Akhir kisah, jadilah Chris , si papa itu, Chris Jakarta, Chris pemimpi, si
papa pemimpi.
Sajak Budianta di atas adalah sebuah ironi. Sajak ini menyampaikan
pesan dengan cara kebalikan, dengan sindiran kelabu. Dalam realitas,
kaum papa ini memang pemimpi berat. Coba saja kita amati, orang yang
rajin ber-togel-ria adalah orang-orang dari lapisan bawah. Orang-orang
ini umumnya memiliki banyak waktu luang, tetapi mereka tidak cukup
memiliki kreativitas dan keterampilan untuk memanfaatkan waktu luang
itu. Tentu cara yang paling gampang untuk memanfaatkan waktu luang itu
adalah bermimpi menjadi jutawan lewat togel (pasang togel).

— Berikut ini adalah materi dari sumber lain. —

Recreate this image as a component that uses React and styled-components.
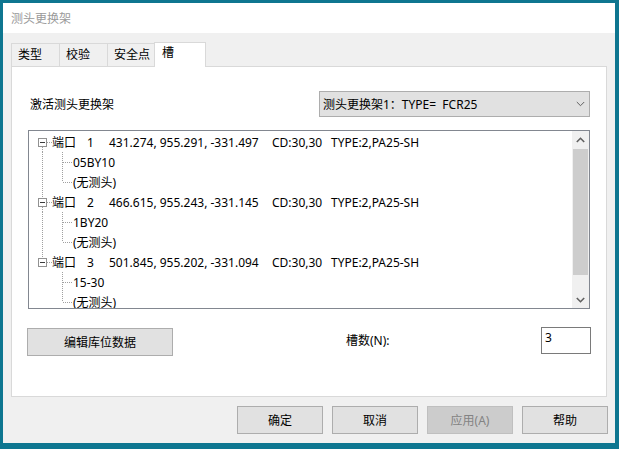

Pesan yang ditawarkan sajak itu jelas, yaitu janganlah menjadi pemimpi.
Hadapilah kehidupan Kota Jakarta yang keras ini dengan sikap yang lebih
pragmatis, seperti sikap pedagang. Syukur-syukur kalau sikap pragmatis
ini masih dapat dihiasi dengan bunga idealisme.
Pesan inilah salah satu jawaban atas teka-teki sajak Stasi Kelima karya
Eka Budianta itu. Stasi Kelima, yang artinya penghentian kelima, adalah
ajakan kepada kita untuk berhenti sejenak dalam perjalanan hidup untuk
merenung, menilai, dan mencari makna kehidupan secara mendalam.
Renungan atau refleksi ini dapat membebaskan kita dari kehidupan yang
rutin dan dangkal.
Tanggapan terhadap puisi di atas:
Sajak ini memang membuat orang yang membacanya penasaran
terhadap maksud dari ungkapan-ungkapan penyair. Namun, dari segi
diksi, bahasa penyair terlalu lugas dan penggunaan kalimatnya cukup
lengkap sehingga puisi ini terkesan sebuah cerita atau prosa jika saja
tipografi atau susunannya berbentuk paragraf. Jika agak alegoris sedikit
mungkin lebih indah untuk dibacakan dan didengarkan. Namun sekali
lagi dalam membuat puisi semua pilihan berada pada sang penyair. Tak
ada aturan yang mengikat pada puisi modern. Jadi, apa pun bentuk dan
cara pengungkapannya, semua sah-sah saja asal tetap mengandung banyak
makna yang dapat diinterpretasikan oleh siapa saja.